Its a finite resource, it will be in demand for some time to come (yes we are all becoming more fuel efficiency conscious . . but this is more than offset by growing demand from emerging economies, China, etc). So yes, prices will go back up. Despite that I still want to keep my ageing very low mileage 4 litre supercharged performance beast - it may only give 20mph urban but worth every penny for the sheer enjoyment it gives. However at some point I will need to get another vehicle for short runs - a 2nd hand small affordable and economical runabout - what would others here recommend?

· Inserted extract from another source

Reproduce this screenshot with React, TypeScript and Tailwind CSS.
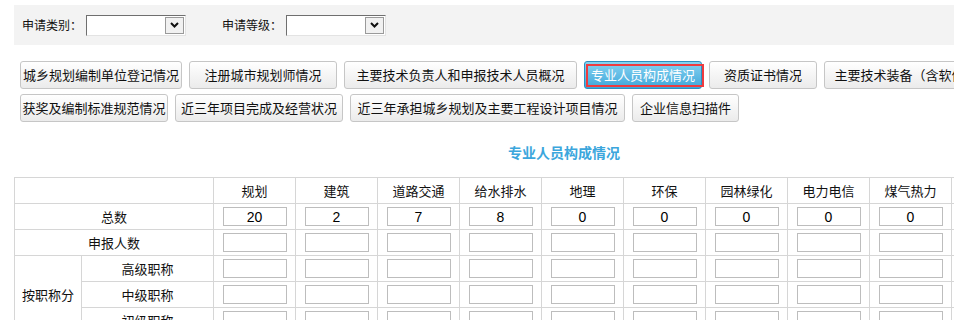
import React from "react";

const FONT = { fontFamily: '"SimSun", "Noto Sans CJK SC", "Noto Sans", sans-serif' };

const ROW1 = [
  { label: "城乡规划编制单位登记情况", w: "w-[162px]" },
  { label: "注册城市规划师情况", w: "w-[148px]" },
  { label: "主要技术负责人和申报技术人员概况", w: "w-[233px]" },
  { label: "专业人员构成情况", w: "w-[118px]", active: true },
  { label: "资质证书情况", w: "w-[108px]" },
  { label: "主要技术装备（含软件）情况", w: "w-[190px]" },
];

const ROW2 = [
  { label: "获奖及编制标准规范情况", w: "w-[148px]" },
  { label: "近三年项目完成及经营状况", w: "w-[168px]" },
  { label: "近三年承担城乡规划及主要工程设计项目情况", w: "w-[275px]" },
  { label: "企业信息扫描件", w: "w-[107px]" },
];

// last column is off-screen, only its left border shows
const COLUMNS = ["规划", "建筑", "道路交通", "给水排水", "地理", "环保", "园林绿化", "电力电信", "煤气热力", ""];
const TOTALS = ["20", "2", "7", "8", "0", "0", "0", "0", "0", ""];

type Btn = { label: string; w: string; active?: boolean };

function TabButton({ btn }: { btn: Btn }) {
  if (btn.active) {
    return (
      <button
        type="button"
        className={`relative ${btn.w} h-[28px] shrink-0 rounded-[3px] border border-[#2b8fbf] bg-gradient-to-b from-[#86d3f1] to-[#3ba7da] text-[13px] text-white`}
      >
        {btn.label}
        <span className="absolute top-[2px] bottom-[1px] left-[1px] right-[-3px] border-2 border-[#ee3b3f]" />
      </button>
    );
  }
  return (
    <button
      type="button"
      className={`${btn.w} h-[28px] shrink-0 rounded-[3px] border border-[#c6c6c6] bg-gradient-to-b from-white to-[#ebebeb] text-[13px] text-[#111]`}
    >
      {btn.label}
    </button>
  );
}

function FakeSelect() {
  return (
    <div className="flex h-[21px] w-[100px] items-center justify-end border border-t-[#6f6f6f] border-l-[#6f6f6f] border-r-[#e3e3e3] border-b-[#e3e3e3] bg-white pr-[1px]">
      <div className="flex h-[17px] w-[19px] items-center justify-center border border-[#9a9a9a] bg-[#f1f1f1]">
        <svg width="9" height="6" viewBox="0 0 9 6">
          <path d="M1 1 L4.5 4.5 L8 1" fill="none" stroke="#111" strokeWidth="2" />
        </svg>
      </div>
    </div>
  );
}

function NumInput({ value }: { value?: string }) {
  return (
    <div
      className="mx-auto flex h-[19px] w-[64px] items-center justify-center border border-[#bdbdbd] bg-white text-[14px] leading-none text-black"
      style={{ fontFamily: '"Liberation Sans", Arial, sans-serif' }}
    >
      {value}
    </div>
  );
}

const td = "h-[26px] border border-[#d6d6d6] p-0 text-center align-middle";

export default function App() {
  return (
    <div className="h-[320px] w-[954px] overflow-hidden bg-white pt-[5px] pl-[14px] text-[#111]" style={FONT}>
      <div className="flex h-[40px] w-[1200px] items-center bg-[#f3f3f3] pl-[8px] text-[12px]">
        <span>申请类别：</span>
        <div className="ml-[4px]">
          <FakeSelect />
        </div>
        <span className="ml-[36px]">申请等级：</span>
        <div className="ml-[4px]">
          <FakeSelect />
        </div>
      </div>

      <div className="mt-[16px] flex flex-col gap-[5px] pl-[6px]">
        <div className="flex gap-[7px]">
          {ROW1.map((b) => (
            <TabButton key={b.label} btn={b} />
          ))}
        </div>
        <div className="flex gap-[7px]">
          {ROW2.map((b) => (
            <TabButton key={b.label} btn={b} />
          ))}
        </div>
      </div>

      <div className="mt-[20px] w-[1100px] text-center text-[14px] font-bold leading-[20px] text-[#3ba6dc]">
        专业人员构成情况
      </div>

      <table className="mt-[15px] w-[1019px] min-w-[1019px] table-fixed border-collapse text-[13px]">
        <colgroup>
          <col className="w-[67px]" />
          <col className="w-[132px]" />
          {COLUMNS.map((c, i) => (
            <col key={i} className="w-[82px]" />
          ))}
        </colgroup>
        <tbody>
          <tr>
            <td className={td} colSpan={2} />
            {COLUMNS.map((c, i) => (
              <td key={i} className={td}>
                {c}
              </td>
            ))}
          </tr>
          <tr>
            <td className={td} colSpan={2}>
              总数
            </td>
            {TOTALS.map((v, i) => (
              <td key={i} className={td}>
                <NumInput value={v} />
              </td>
            ))}
          </tr>
          <tr>
            <td className={td} colSpan={2}>
              申报人数
            </td>
            {COLUMNS.map((c, i) => (
              <td key={i} className={td}>
                <NumInput />
              </td>
            ))}
          </tr>
          {["高级职称", "中级职称", "初级职称"].map((label, idx) => (
            <tr key={label}>
              {idx === 0 && (
                <td className={td} rowSpan={3}>
                  按职称分
                </td>
              )}
              <td className={td}>{label}</td>
              {COLUMNS.map((c, i) => (
                <td key={i} className={td}>
                  <NumInput />
                </td>
              ))}
            </tr>
          ))}
        </tbody>
      </table>
    </div>
  );
}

Osborne can't hike any more tax from fuel with election only months away but he'll disguise it another way..saving the planet or British jobs. OPEC will not wait too long before shutting off teach the west a lesson. It's America that's their target..shale is too cheap for them. Is Big Oil UK now storing today's cheap fuels to keep prices low for longer? NO. Will Osborne ( or Balls )allow drivers to get away with today's prices after the election? NO. Both Gov UK and Big Oil will jack up prices as soon as they possibly can. We have only 2 months of cheap fuel left at best.

I'm with Tim Stubbs, buy a V8 and enjoy your motoring. When you calculate the differences particularly when buying a second-hand V8, you really need to be doing a massive amount of mileage to justify a Leaf, or even a diesel (I like my diesel - but I loved my V8) You can buy a great Jag XK8 V8 Auto for under £5000 and the only spanking you get is on the RFL. I didn't buy it for long runs but I often just got in it and did a 20 mile cruise around my local country lanes. It depends what type of motorist you are - not sure why village dwellers in their 80s buy a Leaf or any of the main stream electric or bi-fuel cars at huge premiums and then do less than 2000 miles a year. A friend of mine was recently told by a main agent she shouldn't buy a diesel Vauxhall because she didn't do enough annual mileage for the CAT to heat up and burn off the carbon (I think that is what they said) and I agreed - she loves the smoothness of her petrol Corsa SRi. Work out the figures!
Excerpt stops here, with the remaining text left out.